Time For New Spectacles!

I've decided to defect from Boots to Specsavers, on account of Boots being incompetent - Bath were OK, but Sevenoaks, Truro and Cheltenham were not. The final straw was when I noticed that they had kindly cancelled my contact lense direct debit without telling me, leaving me with no contact lenses.

I had my first appointment with Specsavers today; my eyes hadn't changed too much, but my glasses are pretty old and I feel that it's time to get new ones. Makes me a little nervous, for as regular readers may recall, I have had mixed results when it has been time for eye tests in the past.

I was introduced to the sales person, who was told that I would like to buy some glasses. She told me that my prescription is so ridiculous that I need the stupidly expensive thinning treatment to get them to fit on my face. She then started rabbiting on about how I could get a second pair for free, but that didn't cover the lense thinning, so if I wanted that on my second pair I would have to - and I stopped her short. "Well, no thank you," I said. "I only want one pair."

The look on her face was a well-practiced mix of confusion and disbelief that said "Are you mad? Why on earth would you only want ONE pair of glasses?" They train them well in Specsavers.

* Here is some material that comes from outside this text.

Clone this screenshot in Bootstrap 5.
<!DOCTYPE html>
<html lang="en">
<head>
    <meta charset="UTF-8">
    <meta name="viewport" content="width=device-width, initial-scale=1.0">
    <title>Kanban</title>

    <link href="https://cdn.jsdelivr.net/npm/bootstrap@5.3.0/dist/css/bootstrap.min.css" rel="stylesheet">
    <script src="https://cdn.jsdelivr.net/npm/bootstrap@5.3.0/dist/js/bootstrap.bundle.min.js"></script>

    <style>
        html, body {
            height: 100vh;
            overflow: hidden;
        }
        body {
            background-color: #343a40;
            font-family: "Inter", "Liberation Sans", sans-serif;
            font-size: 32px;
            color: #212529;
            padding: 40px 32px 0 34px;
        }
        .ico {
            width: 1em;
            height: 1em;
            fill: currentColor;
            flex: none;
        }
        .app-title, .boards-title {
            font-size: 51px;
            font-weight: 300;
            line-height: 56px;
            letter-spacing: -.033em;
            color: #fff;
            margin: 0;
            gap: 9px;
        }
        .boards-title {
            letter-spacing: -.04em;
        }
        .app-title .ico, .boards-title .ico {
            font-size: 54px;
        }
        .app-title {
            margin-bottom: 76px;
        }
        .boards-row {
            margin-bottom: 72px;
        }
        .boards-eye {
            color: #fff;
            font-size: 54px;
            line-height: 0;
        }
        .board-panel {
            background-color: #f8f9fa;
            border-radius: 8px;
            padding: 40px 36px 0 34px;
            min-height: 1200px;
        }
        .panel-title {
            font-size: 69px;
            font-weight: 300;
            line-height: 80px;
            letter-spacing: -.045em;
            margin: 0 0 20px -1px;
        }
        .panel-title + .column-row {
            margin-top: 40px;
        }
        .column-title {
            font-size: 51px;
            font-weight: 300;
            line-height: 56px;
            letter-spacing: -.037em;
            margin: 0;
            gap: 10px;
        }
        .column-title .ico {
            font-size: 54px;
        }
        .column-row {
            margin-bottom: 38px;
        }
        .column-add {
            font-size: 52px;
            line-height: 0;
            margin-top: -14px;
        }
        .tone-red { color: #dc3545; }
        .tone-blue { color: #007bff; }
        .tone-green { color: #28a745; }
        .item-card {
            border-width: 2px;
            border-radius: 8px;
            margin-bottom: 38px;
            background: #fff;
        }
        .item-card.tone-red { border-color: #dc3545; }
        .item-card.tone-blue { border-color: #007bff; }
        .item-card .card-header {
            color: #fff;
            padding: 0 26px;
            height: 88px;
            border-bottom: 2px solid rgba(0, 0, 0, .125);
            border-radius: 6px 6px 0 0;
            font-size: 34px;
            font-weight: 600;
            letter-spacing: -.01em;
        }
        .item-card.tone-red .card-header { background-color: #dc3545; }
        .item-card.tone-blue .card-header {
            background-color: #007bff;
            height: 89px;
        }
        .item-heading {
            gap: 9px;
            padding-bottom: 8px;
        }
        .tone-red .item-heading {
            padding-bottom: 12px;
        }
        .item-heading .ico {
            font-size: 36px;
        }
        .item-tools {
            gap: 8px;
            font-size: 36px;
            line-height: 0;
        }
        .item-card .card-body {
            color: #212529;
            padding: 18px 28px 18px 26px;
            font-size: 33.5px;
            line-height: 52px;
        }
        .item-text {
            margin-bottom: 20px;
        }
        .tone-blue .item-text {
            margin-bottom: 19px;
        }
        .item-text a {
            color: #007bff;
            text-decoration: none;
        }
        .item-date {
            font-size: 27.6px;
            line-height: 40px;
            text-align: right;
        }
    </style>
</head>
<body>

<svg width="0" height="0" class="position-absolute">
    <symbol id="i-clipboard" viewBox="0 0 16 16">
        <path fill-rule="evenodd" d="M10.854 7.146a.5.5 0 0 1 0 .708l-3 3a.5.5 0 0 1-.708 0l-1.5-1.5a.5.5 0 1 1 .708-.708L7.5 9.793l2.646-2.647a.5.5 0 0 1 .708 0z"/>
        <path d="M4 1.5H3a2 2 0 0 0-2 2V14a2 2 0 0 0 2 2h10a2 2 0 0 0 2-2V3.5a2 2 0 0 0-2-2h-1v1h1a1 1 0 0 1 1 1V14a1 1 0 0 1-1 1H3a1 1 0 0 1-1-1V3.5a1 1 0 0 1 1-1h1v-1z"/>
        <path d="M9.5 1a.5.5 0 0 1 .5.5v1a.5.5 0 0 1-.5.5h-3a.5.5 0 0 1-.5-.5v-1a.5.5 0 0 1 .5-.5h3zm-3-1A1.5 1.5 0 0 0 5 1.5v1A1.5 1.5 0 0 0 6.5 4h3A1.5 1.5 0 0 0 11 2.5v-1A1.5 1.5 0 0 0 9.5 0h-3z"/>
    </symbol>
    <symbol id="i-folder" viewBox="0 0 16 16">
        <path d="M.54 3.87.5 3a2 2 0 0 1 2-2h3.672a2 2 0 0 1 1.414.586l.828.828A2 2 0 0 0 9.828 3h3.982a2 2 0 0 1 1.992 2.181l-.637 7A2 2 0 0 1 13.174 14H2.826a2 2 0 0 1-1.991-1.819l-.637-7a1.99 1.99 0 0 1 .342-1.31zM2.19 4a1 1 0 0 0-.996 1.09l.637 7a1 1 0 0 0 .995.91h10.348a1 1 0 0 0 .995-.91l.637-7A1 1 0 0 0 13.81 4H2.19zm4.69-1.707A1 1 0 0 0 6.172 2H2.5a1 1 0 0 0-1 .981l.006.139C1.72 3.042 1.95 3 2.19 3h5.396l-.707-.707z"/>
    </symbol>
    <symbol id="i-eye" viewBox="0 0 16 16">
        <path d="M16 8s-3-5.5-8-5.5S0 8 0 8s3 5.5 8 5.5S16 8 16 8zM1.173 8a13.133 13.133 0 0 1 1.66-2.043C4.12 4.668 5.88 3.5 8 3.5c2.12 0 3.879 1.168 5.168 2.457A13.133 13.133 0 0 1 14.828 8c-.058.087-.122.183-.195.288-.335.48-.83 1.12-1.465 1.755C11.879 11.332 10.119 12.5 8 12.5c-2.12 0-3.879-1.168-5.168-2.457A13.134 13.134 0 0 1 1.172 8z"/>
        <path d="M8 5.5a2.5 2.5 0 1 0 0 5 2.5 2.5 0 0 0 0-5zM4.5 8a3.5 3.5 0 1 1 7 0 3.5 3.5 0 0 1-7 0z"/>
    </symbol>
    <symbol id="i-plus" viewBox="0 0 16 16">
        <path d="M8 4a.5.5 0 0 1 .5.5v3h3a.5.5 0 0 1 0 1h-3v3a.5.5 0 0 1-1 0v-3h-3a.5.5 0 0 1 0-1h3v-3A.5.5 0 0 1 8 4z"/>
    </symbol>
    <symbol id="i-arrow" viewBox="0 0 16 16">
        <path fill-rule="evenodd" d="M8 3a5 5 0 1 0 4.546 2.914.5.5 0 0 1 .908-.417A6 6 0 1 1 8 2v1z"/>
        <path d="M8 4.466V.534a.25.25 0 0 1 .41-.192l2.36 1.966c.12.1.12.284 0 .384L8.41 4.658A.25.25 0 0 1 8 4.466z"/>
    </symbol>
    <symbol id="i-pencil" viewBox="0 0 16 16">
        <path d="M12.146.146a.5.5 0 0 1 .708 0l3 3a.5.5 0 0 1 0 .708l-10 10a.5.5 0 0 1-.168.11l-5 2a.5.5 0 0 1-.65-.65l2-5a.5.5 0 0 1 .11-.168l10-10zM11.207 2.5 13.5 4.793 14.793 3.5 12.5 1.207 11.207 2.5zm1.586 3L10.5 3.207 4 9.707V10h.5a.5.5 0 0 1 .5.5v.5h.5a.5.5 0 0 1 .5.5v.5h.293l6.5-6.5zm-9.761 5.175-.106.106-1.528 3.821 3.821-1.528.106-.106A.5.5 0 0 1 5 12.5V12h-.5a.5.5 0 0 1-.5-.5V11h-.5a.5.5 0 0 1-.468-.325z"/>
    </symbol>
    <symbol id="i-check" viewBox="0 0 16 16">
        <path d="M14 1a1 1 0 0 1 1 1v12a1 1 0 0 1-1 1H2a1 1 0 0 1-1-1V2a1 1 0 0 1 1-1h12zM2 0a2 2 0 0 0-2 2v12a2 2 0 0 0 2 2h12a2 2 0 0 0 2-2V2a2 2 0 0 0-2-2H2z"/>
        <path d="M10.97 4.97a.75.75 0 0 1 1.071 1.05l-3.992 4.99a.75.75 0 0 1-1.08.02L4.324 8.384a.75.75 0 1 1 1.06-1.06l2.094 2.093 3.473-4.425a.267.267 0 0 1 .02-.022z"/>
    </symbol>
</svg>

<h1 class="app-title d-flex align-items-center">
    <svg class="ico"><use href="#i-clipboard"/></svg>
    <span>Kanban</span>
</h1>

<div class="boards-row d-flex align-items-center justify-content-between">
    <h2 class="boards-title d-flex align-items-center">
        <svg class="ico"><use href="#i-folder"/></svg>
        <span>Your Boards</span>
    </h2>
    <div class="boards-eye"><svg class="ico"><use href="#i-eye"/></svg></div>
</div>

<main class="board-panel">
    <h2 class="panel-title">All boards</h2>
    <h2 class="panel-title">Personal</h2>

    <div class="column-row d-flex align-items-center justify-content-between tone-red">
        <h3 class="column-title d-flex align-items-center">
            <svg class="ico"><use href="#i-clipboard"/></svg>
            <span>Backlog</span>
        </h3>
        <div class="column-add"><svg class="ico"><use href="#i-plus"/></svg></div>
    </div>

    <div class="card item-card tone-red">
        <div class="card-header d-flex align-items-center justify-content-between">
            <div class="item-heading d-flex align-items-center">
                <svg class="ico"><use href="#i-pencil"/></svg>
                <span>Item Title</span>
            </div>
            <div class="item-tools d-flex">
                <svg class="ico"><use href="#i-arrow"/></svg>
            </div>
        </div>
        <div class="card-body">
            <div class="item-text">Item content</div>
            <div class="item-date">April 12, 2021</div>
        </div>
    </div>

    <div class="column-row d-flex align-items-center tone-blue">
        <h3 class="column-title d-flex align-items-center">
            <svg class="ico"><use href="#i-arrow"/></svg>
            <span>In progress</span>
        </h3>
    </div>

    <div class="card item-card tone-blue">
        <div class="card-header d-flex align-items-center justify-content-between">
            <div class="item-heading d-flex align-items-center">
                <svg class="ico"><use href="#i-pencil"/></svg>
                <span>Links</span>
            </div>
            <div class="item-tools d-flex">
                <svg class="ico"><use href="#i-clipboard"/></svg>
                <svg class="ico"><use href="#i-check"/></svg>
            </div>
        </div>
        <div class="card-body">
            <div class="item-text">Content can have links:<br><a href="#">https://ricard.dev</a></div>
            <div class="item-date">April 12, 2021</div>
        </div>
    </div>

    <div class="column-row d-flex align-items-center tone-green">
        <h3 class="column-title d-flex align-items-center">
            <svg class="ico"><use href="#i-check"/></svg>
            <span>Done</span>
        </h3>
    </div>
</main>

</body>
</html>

The thing is that it's always two for one in Specsavers, so the second one isn't really free - they're each going to be roughly half the advertised price, and they plan to make double the profit on the extra options for the lenses. And it's a fairly useless offer anyway - I can only wear one pair of glasses at a time, and I don't want a second pair of tinted glasses. I already pay a stupid amount of money for contact lenses so that I can wear real sunglasses instead.

So I clarified my position. "I would like one pair for half the price."

She made a noise not entirely dissimilar to a recording of someone trying to start a car on a cold day, being played backwards and at half the speed.

For those of you not cursed with the need for a biannual trip to the man who peels back your eyelids with the handle of a spoon, let me explain: opticians like to get you on to a direct debit so they can take your money whether you wear your contacts that month or not. As an incentive, they offer a bevy of discounts; most of them are worthless, but they do give you a 50% discount on certain pairs of glasses, and it was this that I wanted.

Needless to say, it wasn't as simple as that. Because I am a new customer, they didn't want to just sell me the exact same contacts I've been using for years. No, they want to trial me on the exact same lenses I've been using for years, and then come back in two weeks time so they can agree with me that indeed, they do fit, and that I haven't just been imagining it since 2001. Then, and only then, they will let me sign up for my monthly contract, at which point I can at last order my single pair of glasses at half price. I realise that I might sound cheap, but I don't see why I should pay twice as much to get an identical copy of a thing that I don't even want in the first place.

So the tale of my adventures with Specsavers has only just begun. I collect my trial lenses on Saturday - and something tells me that's when the fun will start.

Comments

The whinging whinger

In the words of my most repeated phrase today:
"RUBBISH!"

So rubbish that you're SO not added to my favourites.

So there

I just hit my head with a spoon until my eyes are the right shape again.

Sadly my eyes show no signs of ever becoming the right shape. Unless I have an eye transplant. Mmm, eyes.

The eye fiend

EYE EYE

Englishman in Kuwait

Great diary... but real shame you only update it once in a blue moon these days.

Thanks :)

Yes, the post count is down - mostly because I've started to become paranoid about what I'm saying, because clients seem to pass this address around rather than the one they're meant to. Pfft.